Dad experienced a deep spiritual change in his life. He quit drinking immediately. Began attending church regularly, joined the men who smoked outside the building before Sunday School every week, drove the church bus to pick up people for church early, rain or shine, hot or cold. He took me with him. Realizing it was hypocritical for him to smoke and tell me not to, he quit... several times.  Then one Saturday, he came home and said the Lord and I quit today.  Cold turkey. Never smoked again.  He began to read his Bible every day, participated in teams of men who cleared land for mission churches started by our church, and took me with him to help. Eventually he started teaching a Sunday School class of 9-10 year old junior boys. I was in his class one year. He was an excellent teacher.  He only finished the 5th or 6th grade because he had to work on the farm while his older brothers went into WWII, but he knew his Bible.  He began to go visiting for the church on Thursday nights and leading people to faith in Jesus with his soul-winner’s New Testament and he took me with him. (I still have that testament.) He witnessed to the men at work telling them they needed to trust Jesus as their Savior.

Dad worked 5 ½ days every week and was paid by cash in a little brown envelope.  Mom laid out the money for the church first and then managed to make the rest of it go around.

He had bad varicose veins in his legs and had surgery when I was young. I don't think he could join the service because of that. He went to work everyday with his legs wrapped up in ace bandage wrappings, heavy support stockings, high top socks, and work boots that came up his legs. When he came home in the afternoons, his legs were as red as tomatoes, but he never complained. He did that everyday because he loved his wife and children and was committed to do whatever it took to earn a living for us.  

He never made much money (rented all his life), but gave us things money couldn’t buy... genuine love, godly wisdom, example of real humility, happiness and smiles, faithfulness, dedication to the Lord, hope for a better life than he had, peace at home, solid work ethic. He never bought us a car or a lot of stuff. But one Christmas he bought me a Lionel train that cost him most of a week’s paycheck. (I know because I have googled the price in 1953.)  We had limits, sternness and discipline regularly, when it called for it, which was most of the time for me., and I deserved it. 

All his life, he read his Bible every night, what an example! Whenever as a teenager I had a question, most of the time his answer was a verse of scripture. Most teenage boys think their ideas are right. Well, how can you argue with the Bible? That’s like arguing with God. 
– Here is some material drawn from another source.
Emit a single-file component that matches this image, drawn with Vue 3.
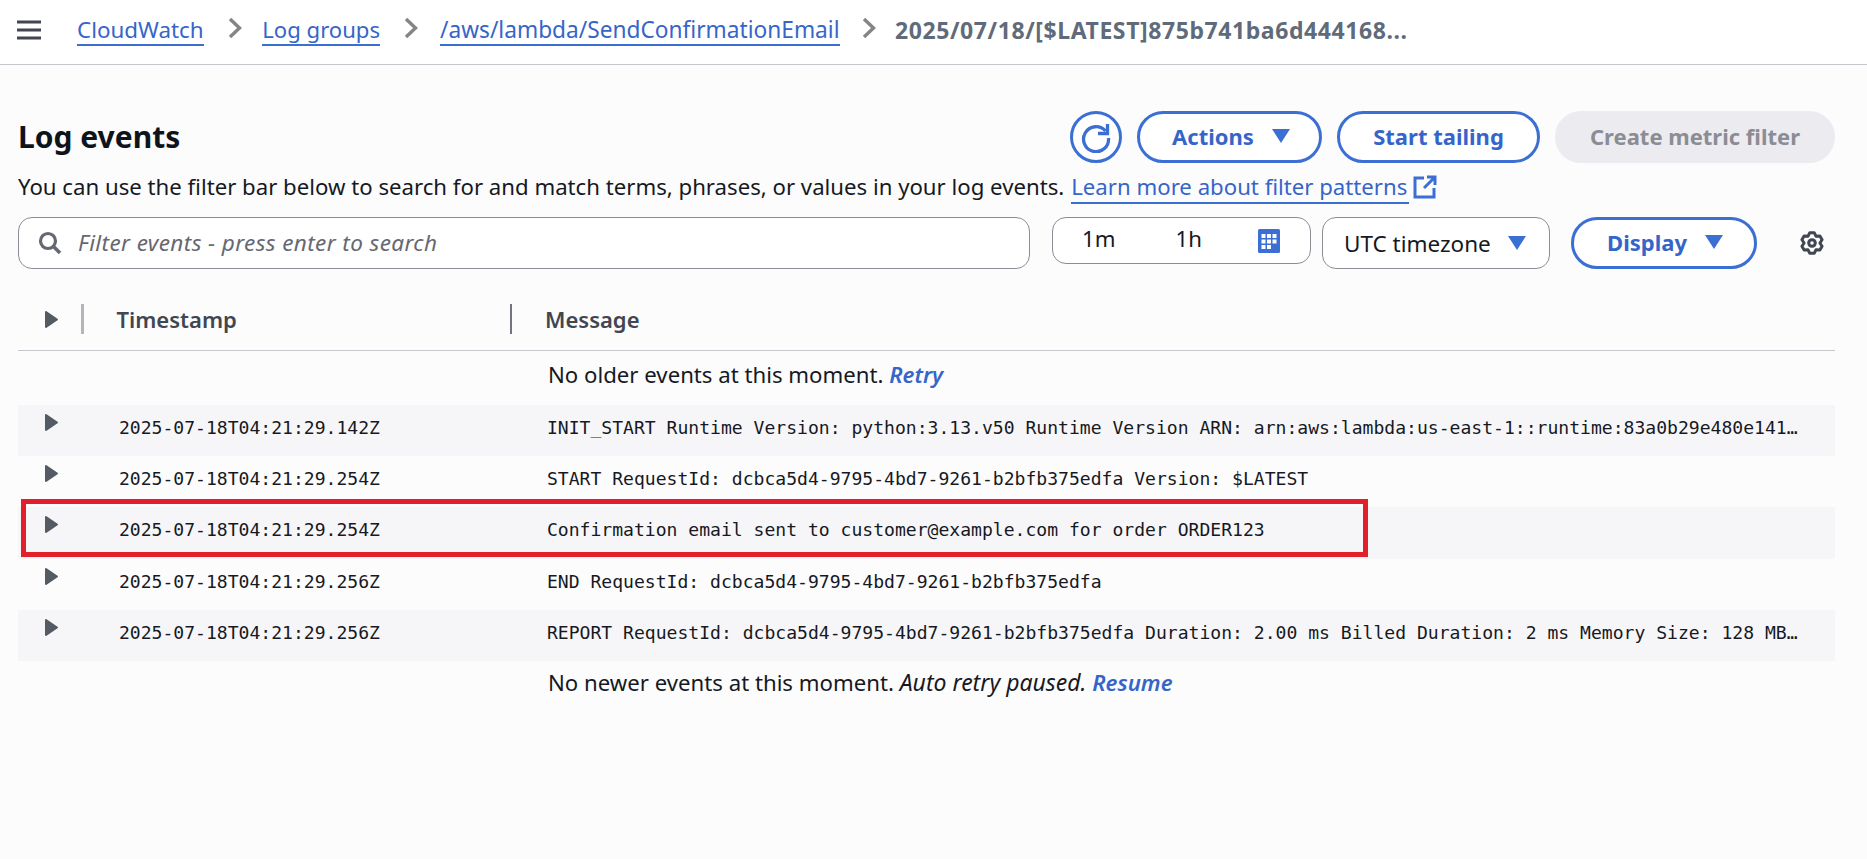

If I could be half the Christian my dad was, then I will be OK.

So dear Lord, thank you for the wonderful gift of a loving Father. He was so much like you.

My daughter, Rebecca and her twins, Cooper and Caroline, will be with us for a couple of weeks.  We haven't seen them since Christmas and likely won't see them again until next Christmas.  My office schedule will be less regular for these days but I am on call to serve you whenever you need me.